Preventing someone from subscribing with an already registered domain would need to be integrated into your existing subscription mechanism, and will therefore be more complex. I don't expect any existing software to support this, as it is quite an unusual requirement (do you really only want to allow eg. one hotmail user?)
bird: Cheers! This worked a treat. Now that I have 2 files, old_email_list.txt and new_email_list.txt is there any way I can get a list of the differences between the 2 files(i.e. the ones discarded, for my records) using GNU Tools? Then I can check manually for things like hotmail, aol etc. addresses they have been accidently deleted.
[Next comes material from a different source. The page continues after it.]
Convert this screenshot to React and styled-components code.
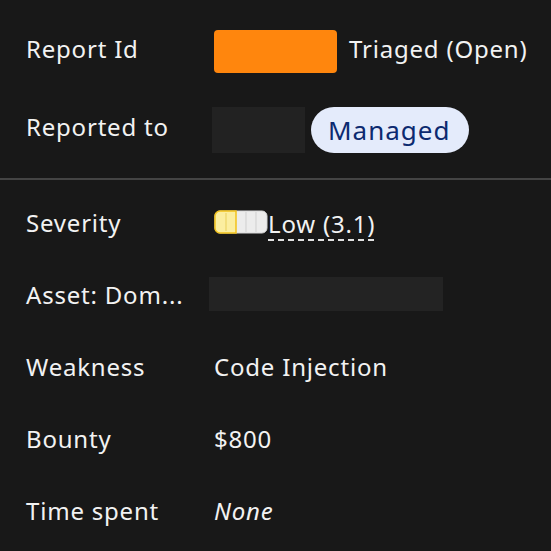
import React from 'react'
import styled, { createGlobalStyle } from 'styled-components';

const GlobalStyle = createGlobalStyle`
  html, body {
    margin: 0;
    padding: 0;
    background: #181818;
  }
  body {
    font-family: "Noto Sans", "Open Sans", sans-serif;
    color: #f2f2f2;
  }
`

const SeverityBar = () => (
  <svg width="54" height="24" viewBox="0 0 54 24">
    <rect x="1" y="1" width="52" height="22" rx="5" fill="#ececec" stroke="#d6d6d6" strokeWidth="1" />
    <line x1="32" y1="2" x2="32" y2="22" stroke="#cfcfcf" strokeWidth="1" />
    <line x1="42" y1="2" x2="42" y2="22" stroke="#cfcfcf" strokeWidth="1" />
    <path d="M6 1 H22 V23 H6 A5 5 0 0 1 1 18 V6 A5 5 0 0 1 6 1 Z" fill="#fbeea0" stroke="#f2c21b" strokeWidth="1.5" />
    <line x1="12" y1="3" x2="12" y2="21" stroke="#e9cf5a" strokeWidth="1" />
  </svg>
)

const App = () => {
  return (
    <Page>
      <GlobalStyle />
      <TopSection>
        <Row $height={78}>
          <Label>Report Id</Label>
          <Value>
            <Redacted $w={123} $h={43} $color="#ff860d" $radius={4} $top={6} />
            <span>Triaged (Open)</span>
          </Value>
        </Row>
        <Row $height={78}>
          <Label>Reported to</Label>
          <Value $gap={6} $offset={8}>
            <Redacted $w={93} $h={46} $color="#222222" $radius={0} $shift={-2} />
            <Pill>Managed</Pill>
          </Value>
        </Row>
      </TopSection>
      <Divider />
      <BottomSection>
        <Row>
          <Label>Severity</Label>
          <Value $gap={0}>
            <SeverityBar />
            <Dashed>Low (3.1)</Dashed>
          </Value>
        </Row>
        <Row>
          <Label>Asset: Dom...</Label>
          <Value>
            <Redacted $w={234} $h={34} $color="#232323" $radius={0} $shift={-5} />
          </Value>
        </Row>
        <Row>
          <Label>Weakness</Label>
          <Value>Code Injection</Value>
        </Row>
        <Row>
          <Label>Bounty</Label>
          <Value>$800</Value>
        </Row>
        <Row>
          <Label>Time spent</Label>
          <Value><em>None</em></Value>
        </Row>
      </BottomSection>
    </Page>
  )
}

export default App;

const Page = styled.div`
  width: 551px;
  height: 551px;
  overflow: hidden;
  background: #181818;
  font-size: 24px;
  letter-spacing: 0.8px;
`

const TopSection = styled.div`
  display: flex;
  flex-direction: column;
  padding: 9px 0 13px;
`

const BottomSection = styled.div`
  display: flex;
  flex-direction: column;
  padding-top: 6px;
`

const Row = styled.div`
  display: grid;
  grid-template-columns: 188px 1fr;
  align-items: center;
  height: ${p => p.$height || 72}px;
  padding-left: 26px;
`

const Label = styled.div`
  white-space: nowrap;
`

const Value = styled.div`
  display: flex;
  align-items: center;
  gap: ${p => p.$gap ?? 12}px;
  padding-top: ${p => p.$offset || 0}px;
  white-space: nowrap;

  em {
    font-style: italic;
  }
`

const Redacted = styled.div`
  width: ${p => p.$w}px;
  height: ${p => p.$h}px;
  background: ${p => p.$color};
  border-radius: ${p => p.$radius}px;
  margin-left: ${p => p.$shift || 0}px;
  margin-top: ${p => p.$top || 0}px;
  flex-shrink: 0;
`

const Pill = styled.span`
  display: inline-flex;
  align-items: center;
  height: 46px;
  padding: 0 19px 0 17px;
  border-radius: 23px;
  background: #e4ebfb;
  color: #0c2a70;
  font-size: 26px;
  letter-spacing: 1px;
`

const Divider = styled.div`
  height: 2px;
  background: #444444;
`

const Dashed = styled.span`
  margin-top: 8px;
  padding-bottom: 4px;
  line-height: 1.1;
  background-image: linear-gradient(to right, #e0e0e0 60%, transparent 60%);
  background-position: left bottom;
  background-size: 10px 2px;
  background-repeat: repeat-x;
`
As regards preventing this happening in the future, surely a simple cgi script could do the trick. I could have a form on my website(unrelated to the existing mailing list software), and if someone typed in their e-mail address it checks the domain against the existing list of subscribers, and if unique it adds it to file1, but if not to file 2. The unqiue ones can then be added to my mailing list software later, without having to interfere in the existing software. Is there no cgi script that will do this(mailing list functionality not needed)?
Thanks.
1. Is there any way of stopping it resorting the list back into alphabetical order by server when using 'sort.' I would prefer the list to be left as it is, with repeated instances of any given server deleted.
2. Is there any way of comparing two lists and outputing the difference using GNU tools(see above question) or not?
Thanks.
diff is used to compare files. But that will only be useful with sorted files either.